The leading historian of Catholicism in East Anglia for nearly 60 years, Joy Rowe, has been honoured for her huge contribution to the Diocese of East Anglia with the presentation of a Diocesan Medal on the occasion of her 90thbirthday.


Joy was presented with the medal at Ixworth Abbey in Suffolk by her parish priest Fr David Finegan on September 17, while the Secretary of the recently formed East Anglian Catholic History Society, Francis Young, explained a little about Joy's achievements and the reasons for the award.

In the 1950s, Joy Rowe taught History at a convent school run by the Religious of the Assumption at Hengrave Hall in Suffolk, and she produced a brief but ground-breaking history of Catholicism in the Bury St Edmunds area in 1958.

In the 1960s she worked on the life of Thomas Cornwallis, a controversial Suffolk recusant, and served as mentor to the well-known church historian Diarmaid MacCulloch, who grew up in her home village of Wetherden. Professor MacCulloch was present at her birthday party to witness the Diocesan award.

In the 1970s, Joy continued her research, and saved important Catholic parish records. Having been elected a Fellow of the Society of Antiquaries, over the next several decades Joy made important contributions to the journal of the Catholic Record Society, Recusant History, enriching our understanding of the treatment of Catholic prisoners under the Elizabethan regime.

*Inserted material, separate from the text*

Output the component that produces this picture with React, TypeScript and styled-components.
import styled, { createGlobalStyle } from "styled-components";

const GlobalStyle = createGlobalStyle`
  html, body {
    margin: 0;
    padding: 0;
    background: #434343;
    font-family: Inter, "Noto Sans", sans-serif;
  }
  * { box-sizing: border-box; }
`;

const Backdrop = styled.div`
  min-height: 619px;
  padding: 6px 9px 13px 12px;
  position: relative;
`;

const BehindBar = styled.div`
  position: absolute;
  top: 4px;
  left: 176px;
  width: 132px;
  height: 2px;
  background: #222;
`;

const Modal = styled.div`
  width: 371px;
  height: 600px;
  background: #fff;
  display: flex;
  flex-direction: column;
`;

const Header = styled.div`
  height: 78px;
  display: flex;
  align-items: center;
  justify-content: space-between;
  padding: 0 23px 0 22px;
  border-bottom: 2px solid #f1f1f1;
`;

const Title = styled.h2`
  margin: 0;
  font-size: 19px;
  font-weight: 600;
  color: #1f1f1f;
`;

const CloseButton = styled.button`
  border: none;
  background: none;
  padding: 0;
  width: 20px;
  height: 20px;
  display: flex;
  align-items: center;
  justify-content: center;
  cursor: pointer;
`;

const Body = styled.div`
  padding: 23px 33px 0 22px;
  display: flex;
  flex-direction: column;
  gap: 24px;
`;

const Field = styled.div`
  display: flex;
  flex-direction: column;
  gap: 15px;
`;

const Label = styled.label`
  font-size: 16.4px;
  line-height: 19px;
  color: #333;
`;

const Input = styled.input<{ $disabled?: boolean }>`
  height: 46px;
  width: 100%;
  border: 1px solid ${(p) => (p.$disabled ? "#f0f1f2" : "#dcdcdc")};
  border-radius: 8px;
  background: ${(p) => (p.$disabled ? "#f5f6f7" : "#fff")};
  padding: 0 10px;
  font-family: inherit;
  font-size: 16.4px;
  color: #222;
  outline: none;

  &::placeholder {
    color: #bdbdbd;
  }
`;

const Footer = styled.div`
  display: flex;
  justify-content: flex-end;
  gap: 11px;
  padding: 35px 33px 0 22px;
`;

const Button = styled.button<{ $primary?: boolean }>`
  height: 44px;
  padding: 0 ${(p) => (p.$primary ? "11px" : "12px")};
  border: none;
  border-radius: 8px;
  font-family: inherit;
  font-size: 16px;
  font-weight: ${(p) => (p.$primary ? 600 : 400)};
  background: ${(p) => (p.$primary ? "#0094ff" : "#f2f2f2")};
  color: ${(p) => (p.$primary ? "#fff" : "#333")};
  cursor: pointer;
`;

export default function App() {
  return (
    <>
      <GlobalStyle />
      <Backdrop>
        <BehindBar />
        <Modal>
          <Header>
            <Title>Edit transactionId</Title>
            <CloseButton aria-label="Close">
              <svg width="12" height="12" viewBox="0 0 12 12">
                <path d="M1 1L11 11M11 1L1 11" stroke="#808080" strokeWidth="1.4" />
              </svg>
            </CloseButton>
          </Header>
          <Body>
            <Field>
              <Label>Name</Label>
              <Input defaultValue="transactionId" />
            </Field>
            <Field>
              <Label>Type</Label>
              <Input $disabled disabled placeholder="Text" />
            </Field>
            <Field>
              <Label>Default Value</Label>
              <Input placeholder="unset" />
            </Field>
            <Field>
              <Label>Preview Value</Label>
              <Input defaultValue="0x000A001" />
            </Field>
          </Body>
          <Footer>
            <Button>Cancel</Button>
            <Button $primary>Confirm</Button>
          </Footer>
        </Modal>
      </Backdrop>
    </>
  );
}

In the 1990s she authored important chapters on eighteenth-century Catholicism in Norfolk and Suffolk. Her research challenged the view (then generally accepted) that in the south of England Catholicism was confined to the wealthy landed aristocracy. Joy demonstrated that there was always a small but vibrant population of committed Catholics in rural East Anglia, served by a network of travelling missionary priests.

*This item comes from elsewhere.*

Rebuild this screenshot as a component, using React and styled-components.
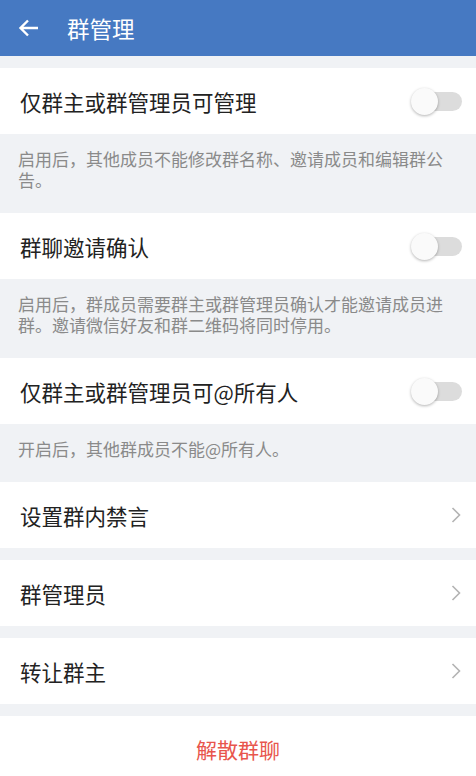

Joy Rowe contributed chapters on recusants to historical atlases of Norfolk and Suffolk and, in 2004, eight of her articles on East Anglian Catholics appeared in the new Oxford Dictionary of National Biography. This was crucial in ensuring that important figures in our Catholic history who might otherwise have been forgotten received recognition in this standard historical reference work.

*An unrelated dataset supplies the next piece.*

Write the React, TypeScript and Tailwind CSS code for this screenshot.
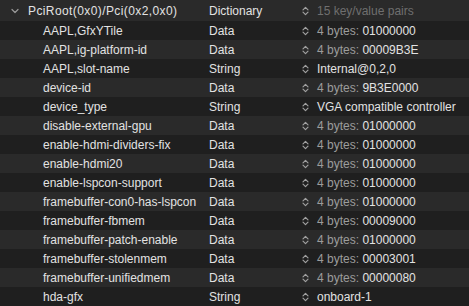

Most recently, Joy was the general editor of Francis Young's edition of the papers of the recusant Rookwood Family for the Suffolk Records Society, and contributed a chapter on Elizabethan recusants to the recently published history of the Diocese, Catholic East Anglia.

Besides her historical work, Joy has been a stalwart supporter of her parishes and of the Diocese of East Anglia from its inception. Francis Young pointed out that, without Joy Rowe's pioneering work on the history of East Anglian Catholicism, there would be no research into the area and certainly no East Anglian Catholic History Society (which now numbers over 100 members).

Pictured above, Joy Rowe (seated) with her son John (centre), Dr Francis Young (left) and Fr David Finegan (right).